Yang dibutuhkan Indonesia bukan hanya personal spirituality, ekspresi iman yang emosional, mistik, dan pribadi, tetapi juga social spirituality, yaitu spiritualitas yang mengintegrasikan iman dengan seluruh aspek kehidupan sosial, ekonomi, dan politik. Iman yang tidak hanya membuat seseorang lebih saleh di hadapan Tuhan, tetapi juga lebih adil, jujur, dan bertanggung jawab di hadapan sesama.

Ketika iman dan bisnis bersatu, pekerjaan menjadi ibadah, perusahaan menjadi ladang pelayanan, dan keputusan bisnis menjadi kesempatan untuk menghadirkan nilai-nilai Kerajaan Allah di bumi. Dunia bisnis pun berubah menjadi arena kesaksian iman. Avodah, dalam bahasa Ibrani, yang artinya bekerja menjadi ibadah, tempat di mana kebenaran, kasih, dan keadilan bertemu.

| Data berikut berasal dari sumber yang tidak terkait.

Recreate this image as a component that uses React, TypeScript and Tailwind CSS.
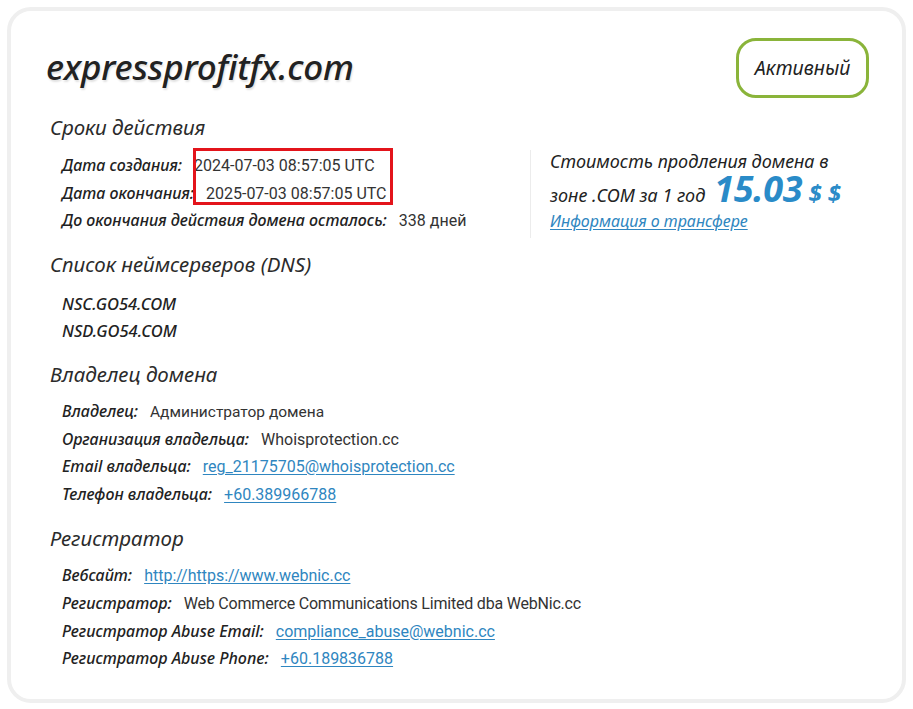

Panggilan kita bukanlah untuk semakin banyak beragama secara ritual, tetapi semakin beriman secara integral. Sebab iman sejati bukanlah yang terpisah dari dunia, melainkan yang menerangi dunia. Dan mungkin di situlah, di meja kerja, di ruang rapat, di pasar, di kebijakan publik, Tuhan sedang menunggu kita untuk menyembahNya dengan cara yang baru: melalui integritas, keadilan, dan kasih yang hidup.